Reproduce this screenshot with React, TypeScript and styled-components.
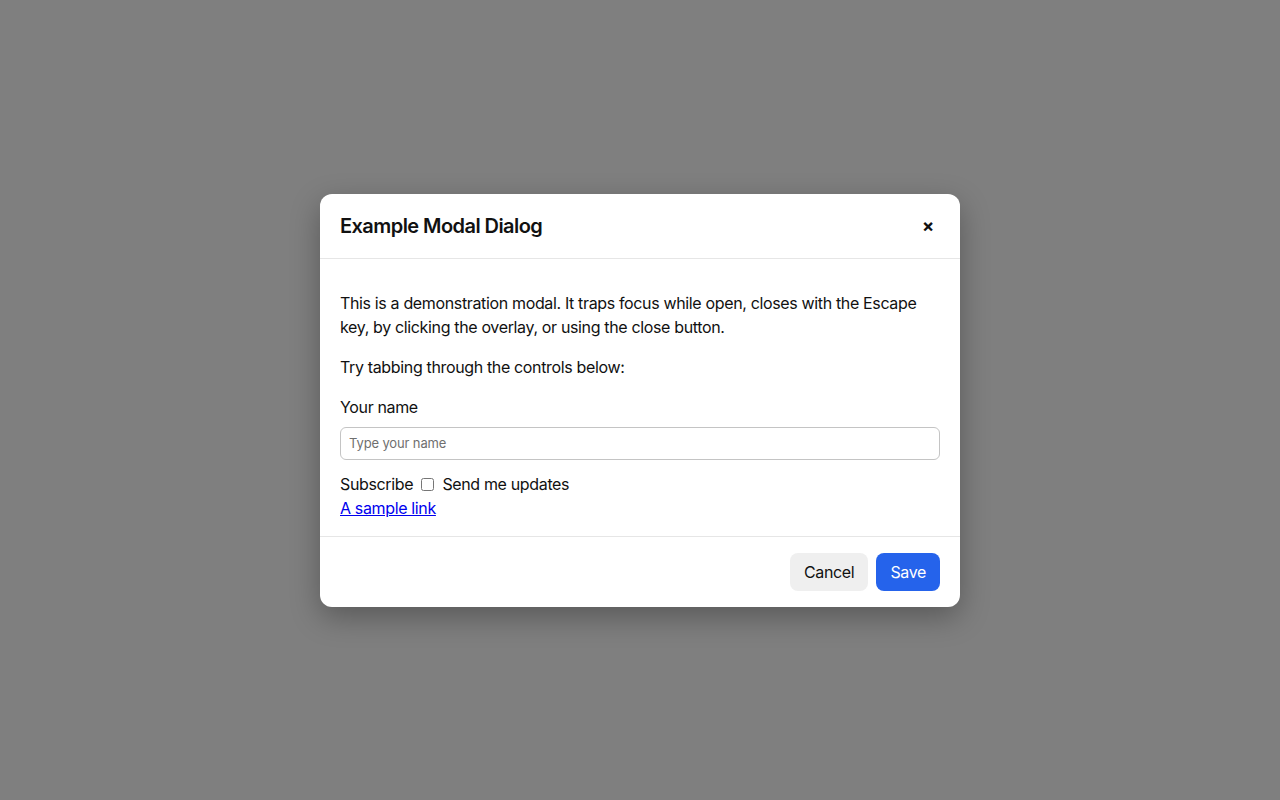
import React, { useState } from 'react';
import styled, { createGlobalStyle } from 'styled-components';

const GlobalStyle = createGlobalStyle`
  html, body {
    margin: 0;
    padding: 0;
    height: 100%;
  }
  body {
    font-family: Inter, "Liberation Sans", Arial, sans-serif;
    letter-spacing: -0.022em;
    color: #111;
  }
  #root {
    height: 100%;
  }
`;

const App: React.FC = () => {
  const [name, setName] = useState<string>('');
  const [subscribed, setSubscribed] = useState<boolean>(false);

  return (
    <>
      <GlobalStyle />
      <Overlay>
        <Modal role="dialog" aria-modal="true" aria-labelledby="modal-title">
          {/* 헤더 */}
          <Header>
            <Title id="modal-title">Example Modal Dialog</Title>
            <CloseButton aria-label="Close">×</CloseButton>
          </Header>

          {/* 본문 */}
          <Body>
            <Text>
              This is a demonstration modal. It traps focus while open, closes with the Escape key, by
              clicking the overlay, or using the close button.
            </Text>
            <Text>Try tabbing through the controls below:</Text>
            <Label htmlFor="name">Your name</Label>
            <Input
              id="name"
              placeholder="Type your name"
              value={name}
              onChange={(e) => setName(e.target.value)}
            />
            <CheckRow>
              Subscribe{' '}
              <CheckLabel>
                <Checkbox
                  type="checkbox"
                  checked={subscribed}
                  onChange={(e) => setSubscribed(e.target.checked)}
                />
                Send me updates
              </CheckLabel>
            </CheckRow>
            <SampleLink href="#">A sample link</SampleLink>
          </Body>

          {/* 하단 버튼 */}
          <Footer>
            <Button>Cancel</Button>
            <Button $primary>Save</Button>
          </Footer>
        </Modal>
      </Overlay>
    </>
  );
};

const Overlay = styled.div`
  height: 100vh;
  display: flex;
  align-items: center;
  justify-content: center;
  background-color: rgba(0, 0, 0, 0.5);
`;

const Modal = styled.div`
  width: 640px;
  background-color: #ffffff;
  border-radius: 12px;
  box-shadow: 0 10px 30px rgba(0, 0, 0, 0.3);
  display: flex;
  flex-direction: column;
`;

const Header = styled.div`
  display: flex;
  align-items: center;
  justify-content: space-between;
  height: 65px;
  box-sizing: border-box;
  padding: 0 20px;
  border-bottom: 1px solid #e6e6e6;
`;

const Title = styled.h2`
  margin: 0;
  font-size: 20px;
  font-weight: 600;
  line-height: 1.2;
  letter-spacing: -0.028em;
  color: #111;
`;

const CloseButton = styled.button`
  border: none;
  background: none;
  padding: 0;
  width: 24px;
  height: 28px;
  font-family: Inter, "Liberation Sans", Arial, sans-serif;
  font-size: 18px;
  font-weight: 700;
  line-height: 1;
  color: #111;
  cursor: pointer;
`;

const Body = styled.div`
  padding: 16px 20px;
  font-size: 16px;
  line-height: 24px;
`;

const Text = styled.p`
  margin: 16px 0;
`;

const Label = styled.label`
  display: block;
  margin-bottom: 8px;
`;

const Input = styled.input`
  display: block;
  width: 100%;
  box-sizing: border-box;
  height: 33px;
  padding: 6px 8px;
  border: 1px solid #c4c4c4;
  border-radius: 6px;
  font-family: Inter, "Liberation Sans", Arial, sans-serif;
  font-size: 13px;
  letter-spacing: -0.01em;
  color: #111;

  &::placeholder {
    color: #6f6f6f;
  }
`;

const CheckRow = styled.div`
  margin-top: 12px;
`;

const CheckLabel = styled.label`
  cursor: pointer;
`;

const Checkbox = styled.input`
  width: 13px;
  height: 13px;
  margin: 0 8px 0 4px;
  vertical-align: -1px;
`;

const SampleLink = styled.a`
  display: block;
  color: #0000ee;
  text-decoration: underline;
`;

const Footer = styled.div`
  display: flex;
  justify-content: flex-end;
  gap: 8px;
  padding: 16px 20px;
  border-top: 1px solid #e6e6e6;
`;

const Button = styled.button<{ $primary?: boolean }>`
  height: 38px;
  padding: 0 14px;
  border: none;
  border-radius: 8px;
  font-family: Inter, "Liberation Sans", Arial, sans-serif;
  font-size: 16px;
  letter-spacing: -0.022em;
  cursor: pointer;
  background-color: ${({ $primary }) => ($primary ? '#2563eb' : '#efefef')};
  color: ${({ $primary }) => ($primary ? '#ffffff' : '#111111')};
`;

export default App;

= = =

DO THIS: In the data above, please extract the lines from the first one through the line with "const [subscribed, setSubscribed]", exactly, and keep pictures out.

FINAL RESULT:
Reproduce this screenshot with React, TypeScript and styled-components.
import React, { useState } from 'react';
import styled, { createGlobalStyle } from 'styled-components';

const GlobalStyle = createGlobalStyle`
  html, body {
    margin: 0;
    padding: 0;
    height: 100%;
  }
  body {
    font-family: Inter, "Liberation Sans", Arial, sans-serif;
    letter-spacing: -0.022em;
    color: #111;
  }
  #root {
    height: 100%;
  }
`;

const App: React.FC = () => {
  const [name, setName] = useState<string>('');
  const [subscribed, setSubscribed] = useState<boolean>(false);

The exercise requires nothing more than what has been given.